The Korea Composite Stock Price Index (KOSPI) jumped 7.44 percent to close at 1,566.15 points on March 20, showing the steepest increase since Dec. 8, 2008. In addition, the KOSDAQ index spiked 9.2 percent to close at 467.75 points.
The rapid recovery of the stock markets was based on the currency swap contract signed the previous day. During the global financial crisis in 2008, the first currency swap contract between the United States and South Korea led to an 11.95 percent spike in the KOSPI market, raising it back to over 1,000 points. On March 20 this year, the won-dollar exchange rate dropped 39.2 won to 1,246.5 won per U.S. dollar.
According to market experts, however, the effect of the latest currency swap contract is likely to fall short of that signed 12 years ago. This is because the ongoing instability is attributable to real economic contraction rather than financial system-related problems. In 2008, the won-dollar exchange rate dropped from 1,427 won to 1,250 won in one day immediately after the conclusion of the contract. Then, however, the rate continued to increase to an all-time high with instability lingering.

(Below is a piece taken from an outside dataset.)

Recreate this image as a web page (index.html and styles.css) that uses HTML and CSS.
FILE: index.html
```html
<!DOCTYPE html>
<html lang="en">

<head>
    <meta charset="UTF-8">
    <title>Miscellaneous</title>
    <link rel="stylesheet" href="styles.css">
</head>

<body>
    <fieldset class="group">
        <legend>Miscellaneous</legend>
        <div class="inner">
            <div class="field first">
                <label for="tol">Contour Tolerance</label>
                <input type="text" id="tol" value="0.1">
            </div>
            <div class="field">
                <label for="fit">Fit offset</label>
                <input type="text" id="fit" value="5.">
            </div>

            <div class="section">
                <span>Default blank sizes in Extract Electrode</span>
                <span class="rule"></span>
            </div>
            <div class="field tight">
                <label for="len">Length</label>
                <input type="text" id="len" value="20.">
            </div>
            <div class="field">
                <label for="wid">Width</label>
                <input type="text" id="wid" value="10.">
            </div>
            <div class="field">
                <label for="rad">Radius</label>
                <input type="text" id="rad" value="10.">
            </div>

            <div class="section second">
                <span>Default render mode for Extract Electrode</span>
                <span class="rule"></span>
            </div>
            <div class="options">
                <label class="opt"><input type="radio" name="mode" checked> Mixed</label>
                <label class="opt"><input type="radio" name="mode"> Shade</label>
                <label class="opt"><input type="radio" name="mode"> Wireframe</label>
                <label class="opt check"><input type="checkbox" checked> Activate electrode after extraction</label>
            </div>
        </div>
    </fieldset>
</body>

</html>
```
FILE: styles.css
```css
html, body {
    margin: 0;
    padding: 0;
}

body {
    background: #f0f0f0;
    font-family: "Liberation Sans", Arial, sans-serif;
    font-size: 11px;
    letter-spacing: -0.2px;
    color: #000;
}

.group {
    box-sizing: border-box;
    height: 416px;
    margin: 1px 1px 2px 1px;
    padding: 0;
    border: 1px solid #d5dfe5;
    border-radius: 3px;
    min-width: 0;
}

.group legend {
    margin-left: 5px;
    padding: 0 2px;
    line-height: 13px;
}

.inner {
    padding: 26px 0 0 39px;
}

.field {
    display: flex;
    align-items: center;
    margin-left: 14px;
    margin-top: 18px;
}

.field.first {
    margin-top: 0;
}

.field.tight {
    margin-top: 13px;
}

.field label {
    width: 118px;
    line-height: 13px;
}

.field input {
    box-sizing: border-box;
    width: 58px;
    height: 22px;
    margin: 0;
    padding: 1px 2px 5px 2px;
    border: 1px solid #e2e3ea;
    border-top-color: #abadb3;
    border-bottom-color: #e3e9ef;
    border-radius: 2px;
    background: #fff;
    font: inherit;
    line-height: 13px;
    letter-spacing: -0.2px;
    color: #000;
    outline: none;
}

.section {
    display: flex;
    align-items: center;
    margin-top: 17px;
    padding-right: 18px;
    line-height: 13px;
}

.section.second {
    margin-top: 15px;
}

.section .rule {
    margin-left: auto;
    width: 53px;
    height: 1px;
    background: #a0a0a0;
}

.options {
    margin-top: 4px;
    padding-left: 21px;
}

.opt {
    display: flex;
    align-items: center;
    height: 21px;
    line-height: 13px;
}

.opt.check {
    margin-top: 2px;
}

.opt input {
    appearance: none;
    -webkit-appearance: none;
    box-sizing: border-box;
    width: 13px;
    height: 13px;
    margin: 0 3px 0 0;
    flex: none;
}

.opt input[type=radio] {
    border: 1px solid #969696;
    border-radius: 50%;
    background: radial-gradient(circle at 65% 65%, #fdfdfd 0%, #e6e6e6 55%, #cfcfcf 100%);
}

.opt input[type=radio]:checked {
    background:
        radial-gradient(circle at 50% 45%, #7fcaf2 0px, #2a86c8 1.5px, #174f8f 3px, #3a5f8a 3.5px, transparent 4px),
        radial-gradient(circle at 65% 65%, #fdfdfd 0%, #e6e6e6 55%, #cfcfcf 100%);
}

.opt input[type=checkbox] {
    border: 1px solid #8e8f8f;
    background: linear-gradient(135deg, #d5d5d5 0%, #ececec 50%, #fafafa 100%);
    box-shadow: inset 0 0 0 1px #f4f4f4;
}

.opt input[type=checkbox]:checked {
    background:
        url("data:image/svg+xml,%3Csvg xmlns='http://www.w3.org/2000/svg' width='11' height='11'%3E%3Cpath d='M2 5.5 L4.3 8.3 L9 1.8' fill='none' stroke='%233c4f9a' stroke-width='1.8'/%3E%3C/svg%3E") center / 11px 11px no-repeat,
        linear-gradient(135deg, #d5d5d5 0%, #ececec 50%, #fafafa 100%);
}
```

In this regard, Bank of Korea Governor Lee Ju-yeol remarked that the main purpose of the latest contract is to address the shortage of the U.S. dollar in the South Korean foreign exchange market and the contract does not directly counteract a financial crisis attributable to real economic contraction. On March 20, foreign investors in the KOSPI 200 futures market sold futures worth one trillion won for the last 25 minutes after a net purchase. In the KOSPI market, they sold shares worth 584.6 billion won, continuing to sell for 12 trading days.